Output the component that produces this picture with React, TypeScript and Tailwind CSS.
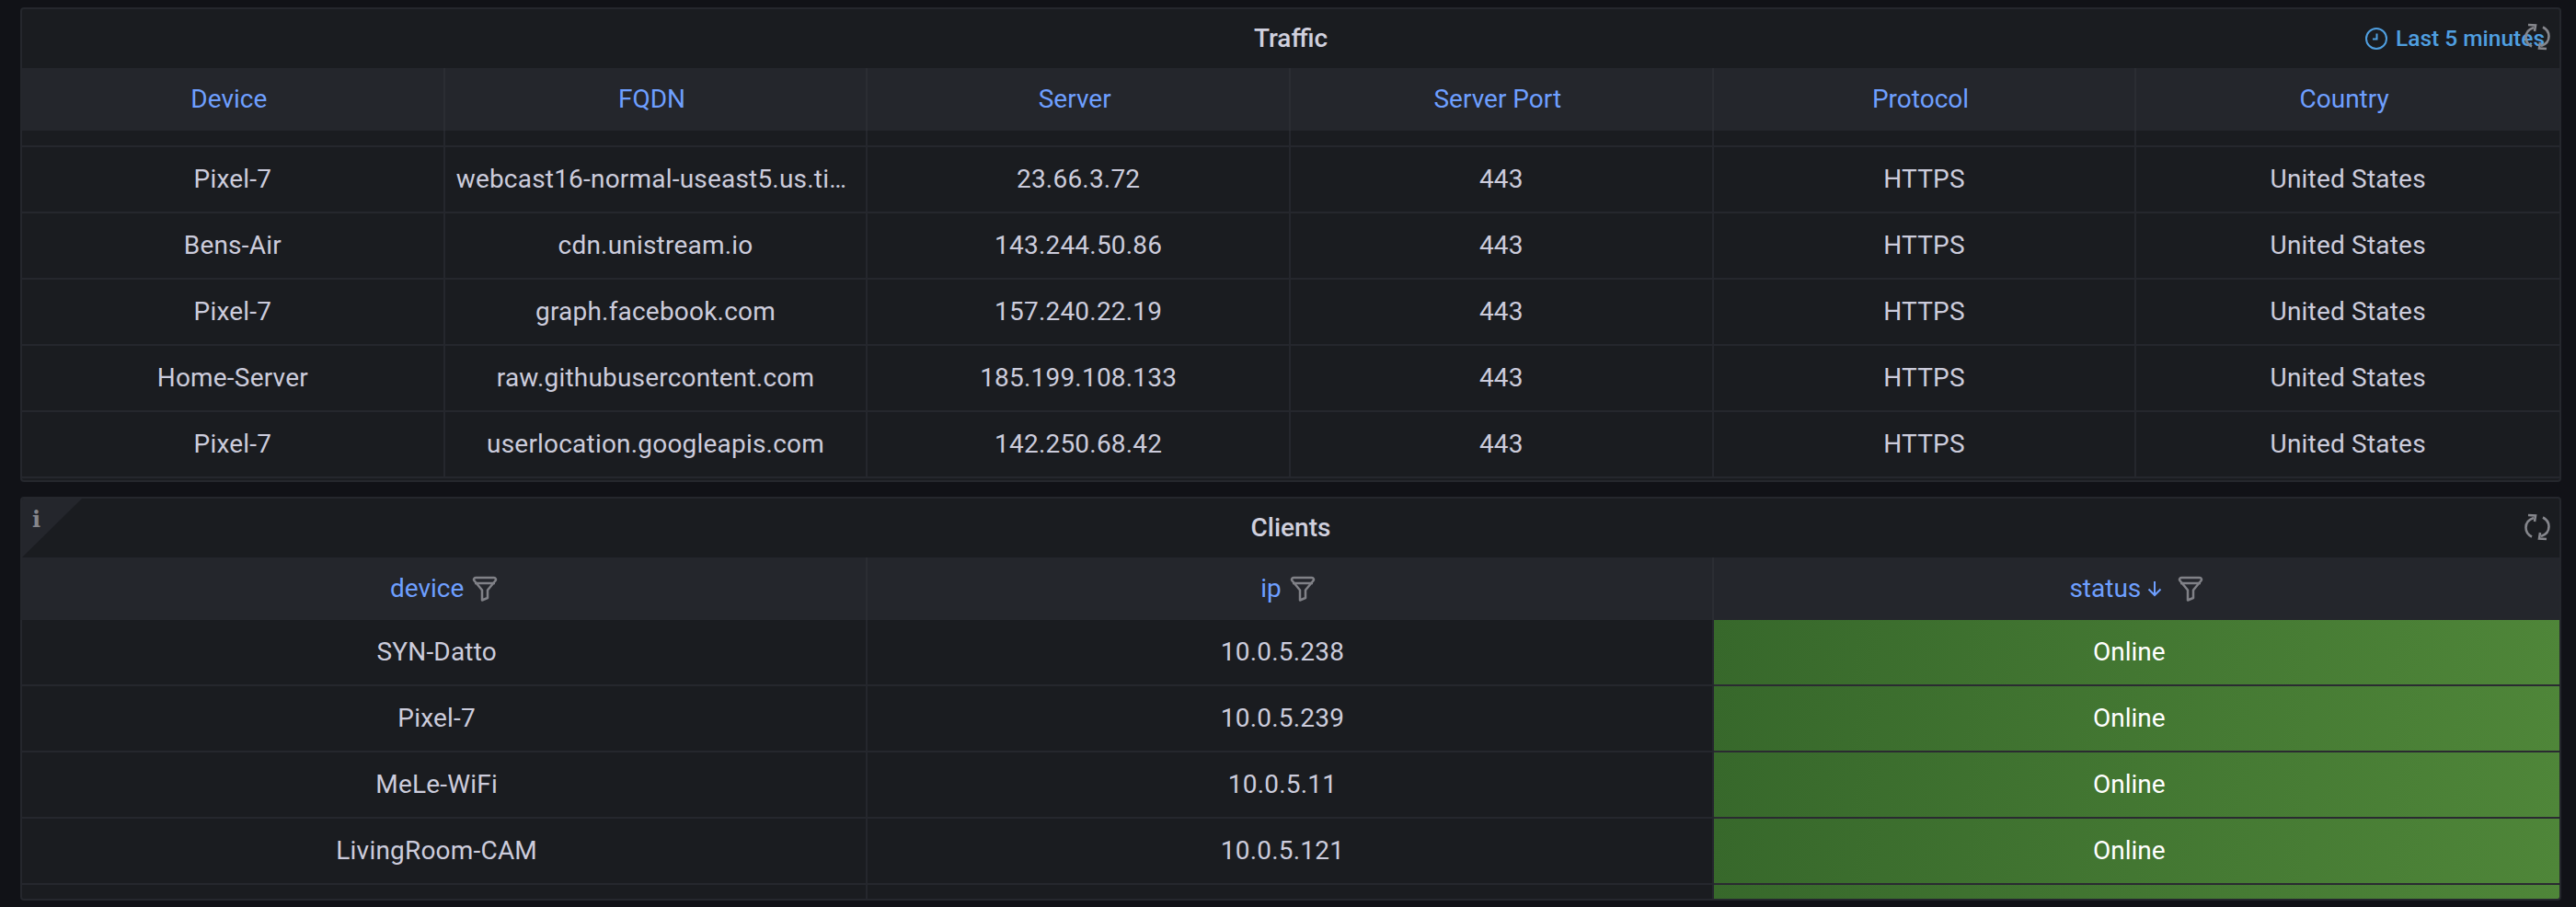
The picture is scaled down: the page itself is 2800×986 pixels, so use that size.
import type { ReactNode } from "react";

const traffic = [
  ["Pixel-7", "webcast16-normal-useast5.us.tiktokv.com", "23.66.3.72", "443", "HTTPS", "United States"],
  ["Bens-Air", "cdn.unistream.io", "143.244.50.86", "443", "HTTPS", "United States"],
  ["Pixel-7", "graph.facebook.com", "157.240.22.19", "443", "HTTPS", "United States"],
  ["Home-Server", "raw.githubusercontent.com", "185.199.108.133", "443", "HTTPS", "United States"],
  ["Pixel-7", "userlocation.googleapis.com", "142.250.68.42", "443", "HTTPS", "United States"],
];

const clients = [
  ["SYN-Datto", "10.0.5.238"],
  ["Pixel-7", "10.0.5.239"],
  ["MeLe-WiFi", "10.0.5.11"],
  ["LivingRoom-CAM", "10.0.5.121"],
  ["", ""],
];

function RefreshIcon({ className }: { className: string }) {
  return (
    <svg viewBox="0 0 28 30" fill="none" stroke="#85868c" strokeWidth="2.6" className={className}>
      <path d="M10 5C4 7 1.500 11.500 1.500 15.500c0 4.500 2.500 8 6.500 10" />
      <path d="M4 2l8 .5-1 6.500" />
      <path d="M18 25c6-2 8.500-6.500 8.500-10.500 0-4.500-2.500-8-6.500-10" />
      <path d="M24 28l-8-.5 1-6.500" />
    </svg>
  );
}

function FunnelIcon() {
  return (
    <svg viewBox="0 0 28 28" fill="none" stroke="#808187" strokeWidth="2.5" strokeLinejoin="round" className="h-[28px] w-[28px] shrink-0">
      <path d="M4 2h20a2 2 0 0 1 1.500 3.300L17 15.500V24l-6 2.500V15.500L2.500 5.300A2 2 0 0 1 4 2Z" />
      <path d="M3 8h22" />
    </svg>
  );
}

function ClockIcon() {
  return (
    <svg viewBox="0 0 24 24" fill="none" stroke="#4f9fe0" strokeWidth="2" className="h-6 w-6 shrink-0">
      <circle cx="12" cy="12" r="11" />
      <path d="M12.500 6.500v6H8" />
    </svg>
  );
}

function SortIcon() {
  return (
    <svg viewBox="0 0 18 20" fill="none" stroke="#6e9fff" strokeWidth="2" className="h-[20px] w-[18px] shrink-0">
      <path d="M9 2v15M2.500 10.500 9 17l6.500-6.500" />
    </svg>
  );
}

function Cell({
  children,
  divider = true,
  head = false,
  pad = "px-3",
}: {
  children?: ReactNode;
  divider?: boolean;
  head?: boolean;
  pad?: string;
}) {
  return (
    <div
      className={`flex min-w-0 items-center justify-center ${pad} ${divider ? "border-r-2" : ""} ${
        head ? "border-[#2b2d33] text-[#6e9fff]" : "border-[#25272d] tracking-[0.2px]"
      }`}
    >
      {children}
    </div>
  );
}

function Panel({ height, children }: { height: string; children: ReactNode }) {
  return (
    <section className={`relative flex flex-col overflow-hidden rounded-[4px] border-2 border-[#25272d] bg-[#1a1c20] ${height}`}>
      {children}
    </section>
  );
}

function Title({ children }: { children: ReactNode }) {
  return (
    <div className="relative flex h-[64px] shrink-0 items-center justify-center font-medium text-[#d0d0de]">
      {children}
    </div>
  );
}

export default function App() {
  return (
    <div
      className="h-[986px] w-[2800px] overflow-hidden bg-[#111217] pl-[22px] pr-[16px] pt-[8px] text-[28px] text-[#ccccdc]"
      style={{ fontFamily: "Roboto, sans-serif" }}
    >
      <Panel height="h-[516px]">
        <Title>
          Traffic
          <div className="absolute right-[16px] top-[18px] flex items-center gap-[9px] text-[24.500px] leading-[28px] text-[#4f9fe0]">
            <ClockIcon />
            Last 5 minutes
          </div>
          <RefreshIcon className="absolute right-[10px] top-[15px] h-[30px] w-[28px]" />
        </Title>
        <div className="grid h-[68px] shrink-0 grid-cols-6 bg-[#24262c]">
          {["Device", "FQDN", "Server", "Server Port", "Protocol", "Country"].map((h, i) => (
            <Cell key={h} head divider={i < 5} pad="pl-[8px] pr-[16px]">
              {h}
            </Cell>
          ))}
        </div>
        <div className="grid h-[18px] shrink-0 grid-cols-6 border-b-2 border-[#25272d]">
          {[0, 1, 2, 3, 4, 5].map((i) => (
            <Cell key={i} divider={i < 5} />
          ))}
        </div>
        {traffic.map((row, r) => (
          <div key={r} className="grid h-[72px] shrink-0 grid-cols-6 border-b-2 border-[#25272d]">
            {row.map((v, i) => (
              <Cell key={i} divider={i < 5}>
                <span className="truncate">{v}</span>
              </Cell>
            ))}
          </div>
        ))}
      </Panel>

      <div className="mt-[16px]">
        <Panel height="h-[439px]">
          <div className="absolute left-0 top-0 z-10 h-[64px] w-[65px] bg-[#24262c] [clip-path:polygon(0_0,100%_0,0_100%)]">
            <span className="absolute left-[11px] top-[11px] text-[24px] font-bold leading-[24px] text-[#85868c]" style={{ fontFamily: "'DejaVu Serif', serif" }}>
              i
            </span>
          </div>
          <Title>
            Clients
            <RefreshIcon className="absolute right-[10px] top-[16px] h-[30px] w-[28px]" />
          </Title>
          <div className="grid h-[68px] shrink-0 grid-cols-3 bg-[#24262c]">
            <Cell head>
              device
              <span className="ml-[9px]"><FunnelIcon /></span>
            </Cell>
            <Cell head pad="pl-[10px] pr-[14px]">
              ip
              <span className="ml-[9px]"><FunnelIcon /></span>
            </Cell>
            <Cell head divider={false}>
              status
              <span className="ml-[6px]"><SortIcon /></span>
              <span className="ml-[16px]"><FunnelIcon /></span>
            </Cell>
          </div>
          {clients.map((row, r) => (
            <div key={r} className="grid h-[72px] shrink-0 grid-cols-3">
              <div className="col-span-2 grid grid-cols-2 border-b-2 border-[#25272d]">
                <Cell pad="pl-[12px] pr-[28px]">{row[0]}</Cell>
                <Cell pad="pl-[12px] pr-[28px]">{row[1]}</Cell>
              </div>
              <div className="flex items-center justify-center border-b-2 border-[#2a2b31] bg-[linear-gradient(100deg,#37682b,#4f8639)] pr-[16px] text-white">
                {row[0] && "Online"}
              </div>
            </div>
          ))}
        </Panel>
      </div>
    </div>
  );
}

========================================================================

TASK TO CARRY OUT: Each line above is to be copied verbatim. Drop any image from the copy.

FULL OUTPUT:
Output the component that produces this picture with React, TypeScript and Tailwind CSS.
The picture is scaled down: the page itself is 2800×986 pixels, so use that size.
import type { ReactNode } from "react";

const traffic = [
  ["Pixel-7", "webcast16-normal-useast5.us.tiktokv.com", "23.66.3.72", "443", "HTTPS", "United States"],
  ["Bens-Air", "cdn.unistream.io", "143.244.50.86", "443", "HTTPS", "United States"],
  ["Pixel-7", "graph.facebook.com", "157.240.22.19", "443", "HTTPS", "United States"],
  ["Home-Server", "raw.githubusercontent.com", "185.199.108.133", "443", "HTTPS", "United States"],
  ["Pixel-7", "userlocation.googleapis.com", "142.250.68.42", "443", "HTTPS", "United States"],
];

const clients = [
  ["SYN-Datto", "10.0.5.238"],
  ["Pixel-7", "10.0.5.239"],
  ["MeLe-WiFi", "10.0.5.11"],
  ["LivingRoom-CAM", "10.0.5.121"],
  ["", ""],
];

function RefreshIcon({ className }: { className: string }) {
  return (
    <svg viewBox="0 0 28 30" fill="none" stroke="#85868c" strokeWidth="2.6" className={className}>
      <path d="M10 5C4 7 1.500 11.500 1.500 15.500c0 4.500 2.500 8 6.500 10" />
      <path d="M4 2l8 .5-1 6.500" />
      <path d="M18 25c6-2 8.500-6.500 8.500-10.500 0-4.500-2.500-8-6.500-10" />
      <path d="M24 28l-8-.5 1-6.500" />
    </svg>
  );
}

function FunnelIcon() {
  return (
    <svg viewBox="0 0 28 28" fill="none" stroke="#808187" strokeWidth="2.5" strokeLinejoin="round" className="h-[28px] w-[28px] shrink-0">
      <path d="M4 2h20a2 2 0 0 1 1.500 3.300L17 15.500V24l-6 2.500V15.500L2.500 5.300A2 2 0 0 1 4 2Z" />
      <path d="M3 8h22" />
    </svg>
  );
}

function ClockIcon() {
  return (
    <svg viewBox="0 0 24 24" fill="none" stroke="#4f9fe0" strokeWidth="2" className="h-6 w-6 shrink-0">
      <circle cx="12" cy="12" r="11" />
      <path d="M12.500 6.500v6H8" />
    </svg>
  );
}

function SortIcon() {
  return (
    <svg viewBox="0 0 18 20" fill="none" stroke="#6e9fff" strokeWidth="2" className="h-[20px] w-[18px] shrink-0">
      <path d="M9 2v15M2.500 10.500 9 17l6.500-6.500" />
    </svg>
  );
}

function Cell({
  children,
  divider = true,
  head = false,
  pad = "px-3",
}: {
  children?: ReactNode;
  divider?: boolean;
  head?: boolean;
  pad?: string;
}) {
  return (
    <div
      className={`flex min-w-0 items-center justify-center ${pad} ${divider ? "border-r-2" : ""} ${
        head ? "border-[#2b2d33] text-[#6e9fff]" : "border-[#25272d] tracking-[0.2px]"
      }`}
    >
      {children}
    </div>
  );
}

function Panel({ height, children }: { height: string; children: ReactNode }) {
  return (
    <section className={`relative flex flex-col overflow-hidden rounded-[4px] border-2 border-[#25272d] bg-[#1a1c20] ${height}`}>
      {children}
    </section>
  );
}

function Title({ children }: { children: ReactNode }) {
  return (
    <div className="relative flex h-[64px] shrink-0 items-center justify-center font-medium text-[#d0d0de]">
      {children}
    </div>
  );
}

export default function App() {
  return (
    <div
      className="h-[986px] w-[2800px] overflow-hidden bg-[#111217] pl-[22px] pr-[16px] pt-[8px] text-[28px] text-[#ccccdc]"
      style={{ fontFamily: "Roboto, sans-serif" }}
    >
      <Panel height="h-[516px]">
        <Title>
          Traffic
          <div className="absolute right-[16px] top-[18px] flex items-center gap-[9px] text-[24.500px] leading-[28px] text-[#4f9fe0]">
            <ClockIcon />
            Last 5 minutes
          </div>
          <RefreshIcon className="absolute right-[10px] top-[15px] h-[30px] w-[28px]" />
        </Title>
        <div className="grid h-[68px] shrink-0 grid-cols-6 bg-[#24262c]">
          {["Device", "FQDN", "Server", "Server Port", "Protocol", "Country"].map((h, i) => (
            <Cell key={h} head divider={i < 5} pad="pl-[8px] pr-[16px]">
              {h}
            </Cell>
          ))}
        </div>
        <div className="grid h-[18px] shrink-0 grid-cols-6 border-b-2 border-[#25272d]">
          {[0, 1, 2, 3, 4, 5].map((i) => (
            <Cell key={i} divider={i < 5} />
          ))}
        </div>
        {traffic.map((row, r) => (
          <div key={r} className="grid h-[72px] shrink-0 grid-cols-6 border-b-2 border-[#25272d]">
            {row.map((v, i) => (
              <Cell key={i} divider={i < 5}>
                <span className="truncate">{v}</span>
              </Cell>
            ))}
          </div>
        ))}
      </Panel>

      <div className="mt-[16px]">
        <Panel height="h-[439px]">
          <div className="absolute left-0 top-0 z-10 h-[64px] w-[65px] bg-[#24262c] [clip-path:polygon(0_0,100%_0,0_100%)]">
            <span className="absolute left-[11px] top-[11px] text-[24px] font-bold leading-[24px] text-[#85868c]" style={{ fontFamily: "'DejaVu Serif', serif" }}>
              i
            </span>
          </div>
          <Title>
            Clients
            <RefreshIcon className="absolute right-[10px] top-[16px] h-[30px] w-[28px]" />
          </Title>
          <div className="grid h-[68px] shrink-0 grid-cols-3 bg-[#24262c]">
            <Cell head>
              device
              <span className="ml-[9px]"><FunnelIcon /></span>
            </Cell>
            <Cell head pad="pl-[10px] pr-[14px]">
              ip
              <span className="ml-[9px]"><FunnelIcon /></span>
            </Cell>
            <Cell head divider={false}>
              status
              <span className="ml-[6px]"><SortIcon /></span>
              <span className="ml-[16px]"><FunnelIcon /></span>
            </Cell>
          </div>
          {clients.map((row, r) => (
            <div key={r} className="grid h-[72px] shrink-0 grid-cols-3">
              <div className="col-span-2 grid grid-cols-2 border-b-2 border-[#25272d]">
                <Cell pad="pl-[12px] pr-[28px]">{row[0]}</Cell>
                <Cell pad="pl-[12px] pr-[28px]">{row[1]}</Cell>
              </div>
              <div className="flex items-center justify-center border-b-2 border-[#2a2b31] bg-[linear-gradient(100deg,#37682b,#4f8639)] pr-[16px] text-white">
                {row[0] && "Online"}
              </div>
            </div>
          ))}
        </Panel>
      </div>
    </div>
  );
}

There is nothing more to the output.